The six RAF Tornados which were being prepared for desert camouflage at RAF Marham, Norfolk, yesterday, include some GR1a reconnaissance planes and GR1 bombers fitted for a reconnaissance role.

They will fly from Marham this week, to either Dhahran in Saudi Arabia or Muharraq, Bahrain. Tabuk, where British Tornados were based during the Gulf war is considered too far from the main area of interest. This lies in the marshes around the confluence of the Tigris and Euphrates in south-east Iraq, although the air exclusion zone south of the 32nd parallel extends across the whole country. RAF sources said yesterday they had not decided where the Tornados would be based, as this depended on negotiations with the host nations.

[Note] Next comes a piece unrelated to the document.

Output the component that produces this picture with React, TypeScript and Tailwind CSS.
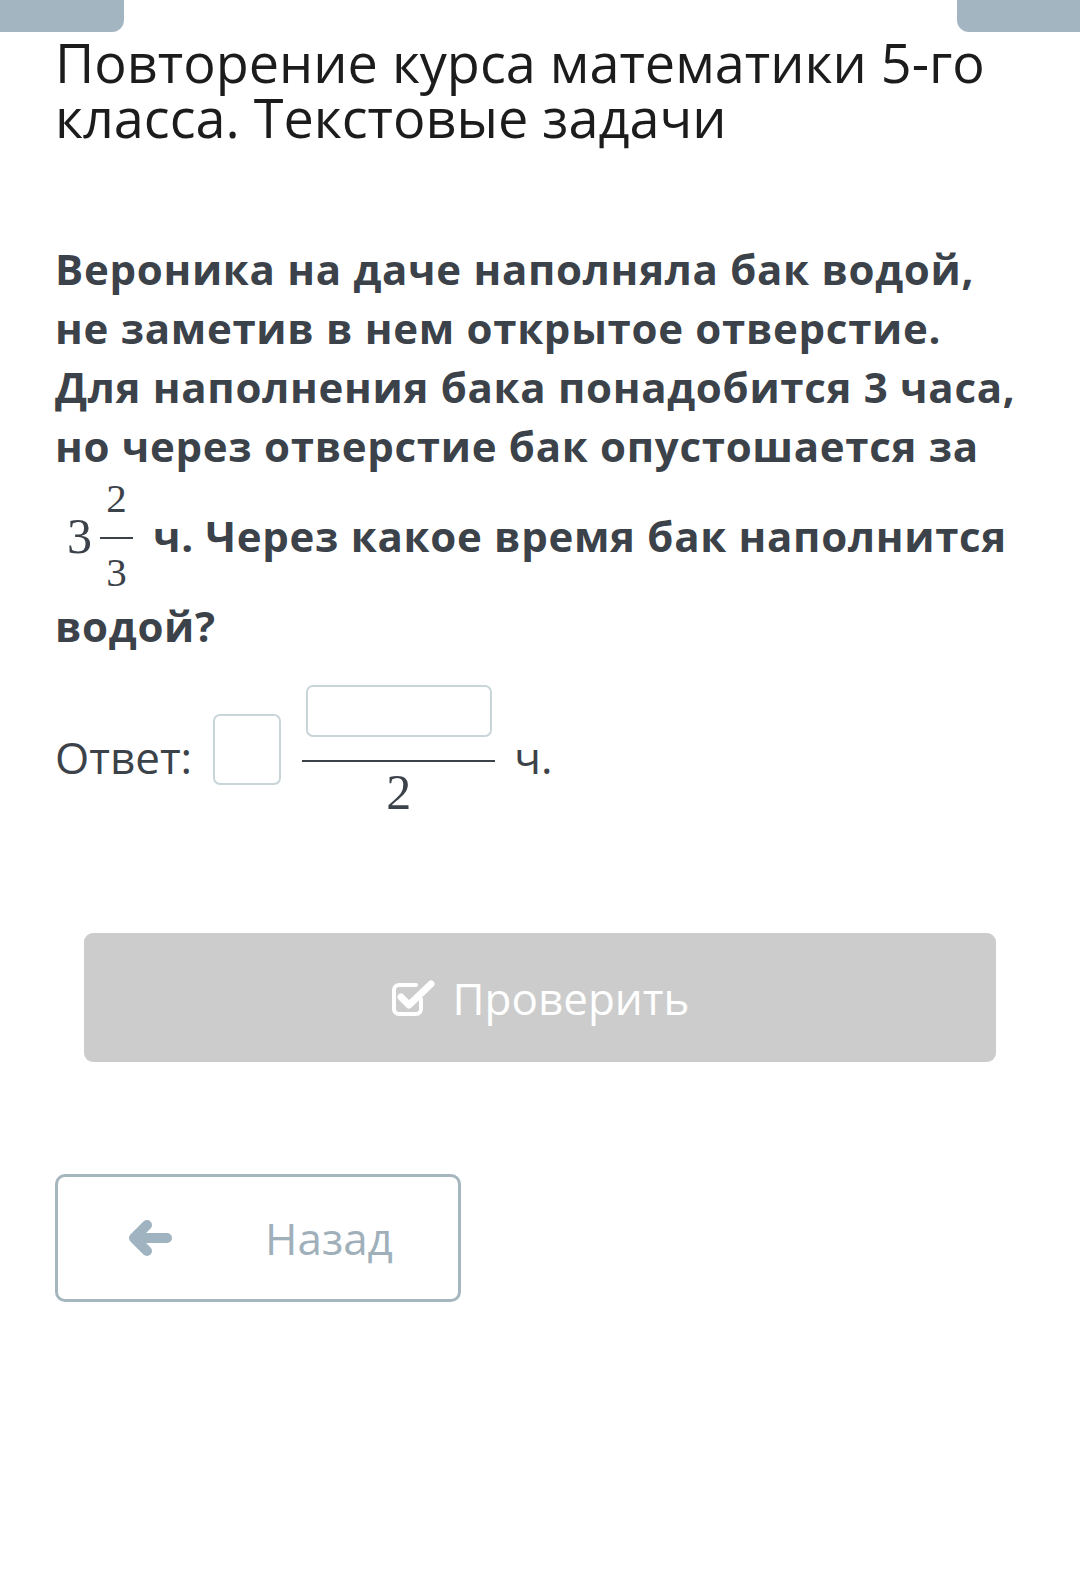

The GR1a is equipped with a sideways-looking infrared (SLIR) system looking out through transparent panels on the side and the Vinten Linescan 4000 surveillance system, which is probably superior to any comparable system in US aircraft, and was first used on 18 and 19 January 1991, at the outbreak of the Gulf war. The British company Vinten has been custom building cameras for the RAF and the Navy since the 1920s.

'It's a terrific system and it works in any light', said Mark Lambert, editor of Jane's all the World's Aircraft. 'It looks continuously at a strip of ground. The Linescan principle can be applied to visible light, infrared, low-light television.' The pod contains a spinning mirror which gives a complete, near-continuous picture across the horizon which can be seen in the cockpit, frozen, recorded and transmitted back to base using a computer processing and video recording system made by Computing Devices Co.

A total of about 80 US F-15C and F-16 aircraft based at Dhahran and carrier-borne F-14s and F/A-18s will be available to shoot down Iraqi planes. Mr Lambert said the RAF lacked a comparable fighter to escort its reconnaissance planes. The Tornado F3 was held back from the Gulf war air offensive over Iraq because it was felt unwise to set it against Iraqi MiG-29s.